While the company has spun the news as meeting customer demand and building better hybrid clouds, it's also a strategy to scale out its cloud without the pain and cost of building its own.
To understand how, consider an Outpost running at a managed service provider, where AWS hardware will be powered and cooled by the MSP, not AWS. So AWS won't have to spend to build the data centre, But it will get more resources, in more places. And useful places at that, nicely close to customers, solving problems like data sovereignty in nations too small for AWS to build in by itself. Or in Australian States it doesn't want to visit to comply with States agencies' desire for data to stay on their soil.

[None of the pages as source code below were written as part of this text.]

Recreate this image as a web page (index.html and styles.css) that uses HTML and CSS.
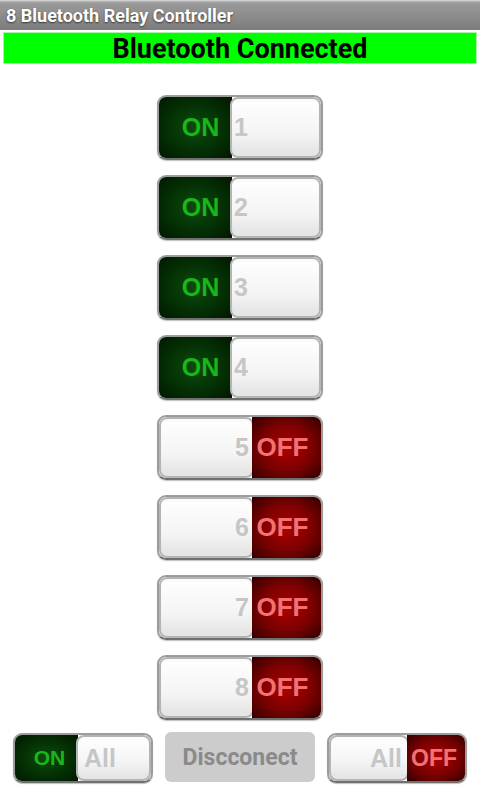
FILE: index.html
```html
<!DOCTYPE html>
<html lang="en">
<head>
  <meta charset="UTF-8">
  <meta name="viewport" content="width=device-width, initial-scale=1.0">
  <title>8 Bluetooth Relay Controller</title>
  <link rel="stylesheet" href="styles.css">
</head>
<body>
  <div class="title-bar">8 Bluetooth Relay Controller</div>
  <div class="status">Bluetooth Connected</div>

  <div class="relays">
    <div class="switch is-on"><div class="side on">ON</div><div class="knob">1</div></div>
    <div class="switch is-on"><div class="side on">ON</div><div class="knob">2</div></div>
    <div class="switch is-on"><div class="side on">ON</div><div class="knob">3</div></div>
    <div class="switch is-on"><div class="side on">ON</div><div class="knob">4</div></div>
    <div class="switch is-off"><div class="knob">5</div><div class="side off">OFF</div></div>
    <div class="switch is-off"><div class="knob">6</div><div class="side off">OFF</div></div>
    <div class="switch is-off"><div class="knob">7</div><div class="side off">OFF</div></div>
    <div class="switch is-off"><div class="knob">8</div><div class="side off">OFF</div></div>
  </div>

  <div class="bottom-row">
    <div class="switch small is-on"><div class="side on">ON</div><div class="knob">All</div></div>
    <button class="disconnect-btn">Discconect</button>
    <div class="switch small is-off"><div class="knob">All</div><div class="side off">OFF</div></div>
  </div>
</body>
</html>
```

FILE: styles.css
```css
body {
  margin: 0;
  padding: 0;
  background-color: #fff;
  font-family: Roboto, "DejaVu Sans", sans-serif;
  width: 480px;
  height: 800px;
  overflow: hidden;
}

.title-bar {
  height: 30px;
  line-height: 30px;
  padding-left: 6px;
  color: #fff;
  font-size: 18px;
  font-weight: bold;
  text-shadow: 0 1px 2px rgba(0, 0, 0, 0.6);
  background: linear-gradient(#b8b8b8 0, #9a9a9a 8%, #7c7c7c 100%);
  border-top: 1px solid #d0d0d0;
  box-sizing: border-box;
}

.status {
  margin: 2px 3px 0 3px;
  height: 32px;
  line-height: 33px;
  background-color: #00ff00;
  border: 1px solid #aef0ae;
  box-sizing: border-box;
  text-align: center;
  font-size: 27px;
  font-weight: bold;
  color: #000;
}

.relays {
  display: flex;
  flex-direction: column;
  align-items: center;
  gap: 15px;
  padding-top: 31px;
}

/* toggle switch */
.switch {
  width: 166px;
  height: 65px;
  display: flex;
  box-sizing: border-box;
  border: 2px solid #9c9c9c;
  border-bottom-color: #707070;
  border-radius: 9px;
  overflow: hidden;
  box-shadow: 0 1px 1px rgba(0, 0, 0, 0.25);
  font-family: "Liberation Sans", Arial, sans-serif;
  font-weight: bold;
}

.side {
  display: flex;
  align-items: center;
  justify-content: center;
  box-sizing: border-box;
  font-size: 25px;
}

.side.on {
  width: 73px;
  color: #1bb51b;
  padding-left: 10px;
  background: radial-gradient(ellipse at center, #0a4d0a 0%, #043004 55%, #011801 100%);
}

.side.off {
  flex: 1;
  color: #f07272;
  font-size: 26px;
  padding-right: 8px;
  background: radial-gradient(ellipse at center, #b00000 0%, #7a0000 55%, #300000 100%);
}

.knob {
  display: flex;
  align-items: center;
  box-sizing: border-box;
  border: 2px solid #b4b4b4;
  border-radius: 8px;
  background: linear-gradient(#ffffff 0%, #f4f4f4 60%, #e2e2e2 100%);
  box-shadow: inset 0 -3px 0 #e6e6e6, inset 0 3px 0 #fafafa;
  color: #c6c6c6;
  font-size: 25px;
}

.is-on .knob {
  flex: 1;
  margin-left: -2px;
  padding-left: 2px;
}

.is-off .knob {
  width: 95px;
  justify-content: flex-end;
  padding-right: 3px;
  margin-right: -2px;
}

.bottom-row {
  display: flex;
  justify-content: space-between;
  align-items: center;
  padding: 0 13px;
  margin-top: 12px;
}

.switch.small {
  width: 140px;
  height: 50px;
}

.switch.small .side {
  font-size: 21px;
}

.switch.small.is-on .side.on {
  width: 63px;
  padding-left: 6px;
}

.switch.small.is-on .knob {
  padding-left: 6px;
}

.switch.small.is-off .knob {
  width: 80px;
  padding-right: 5px;
}

.switch.small .side.off {
  font-size: 23px;
  padding-right: 4px;
}

.switch.small .knob {
  font-size: 25px;
}

.disconnect-btn {
  width: 150px;
  height: 50px;
  border: none;
  border-radius: 6px;
  background-color: #cccccc;
  color: #8a8a8a;
  font-family: Roboto, "DejaVu Sans", sans-serif;
  font-weight: bold;
  font-size: 23px;
  padding: 0;
  margin-bottom: 2px;
}
```
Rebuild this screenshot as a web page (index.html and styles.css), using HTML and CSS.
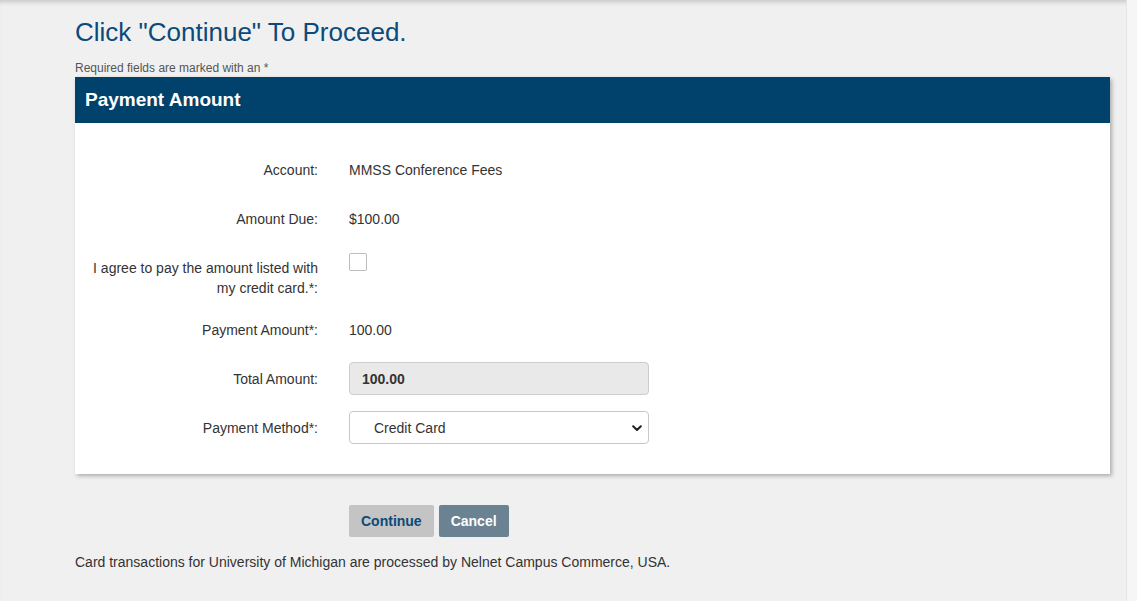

An Outpost at an MSP therefore gives Amazon scale, without the hassle of building data centres.
Another hint that Outposts will be good for the channel is that it will ship in multiple “racks”. That’s a hint that they won’t be a fit for businesses with modest server rooms or for many branch offices. You'll need proper infrastructure to make them work.
They're therefore not a huge threat to resellers who enjoy selling 2U or 4U hyperconverged kit, because Outposts will also be an extension of AWS virtual private clouds (VPCs), which offer control over the internal network of a walled-off segment of AWS resources. While New EC2 instances are tied to a VPC by default, not every AWS user runs or needs to run a VPC. Again, this makes Outposts something that some users won't find attractive.
But resellers are not out of the woods, because AWS has tried to define Outposts as superior to other hybrid clouds thanks to their exact replication of the AWS public cloud. The company’s right to do so because Azure Stack remains a subset of Azure. Among the hyperconverged leaders, Nutanix and SimpliVity have come a long way towards a similar one-toolset-everywhere plan, but can’t match AWS for access to native cloud services.
Which could change over time. Many AWS services are just an API call away.
So while Outposts do represent an 800 pound gorilla wandering into lots of channel players’ territories, they also suggest some new opportunities and alignments the channel could well enjoy.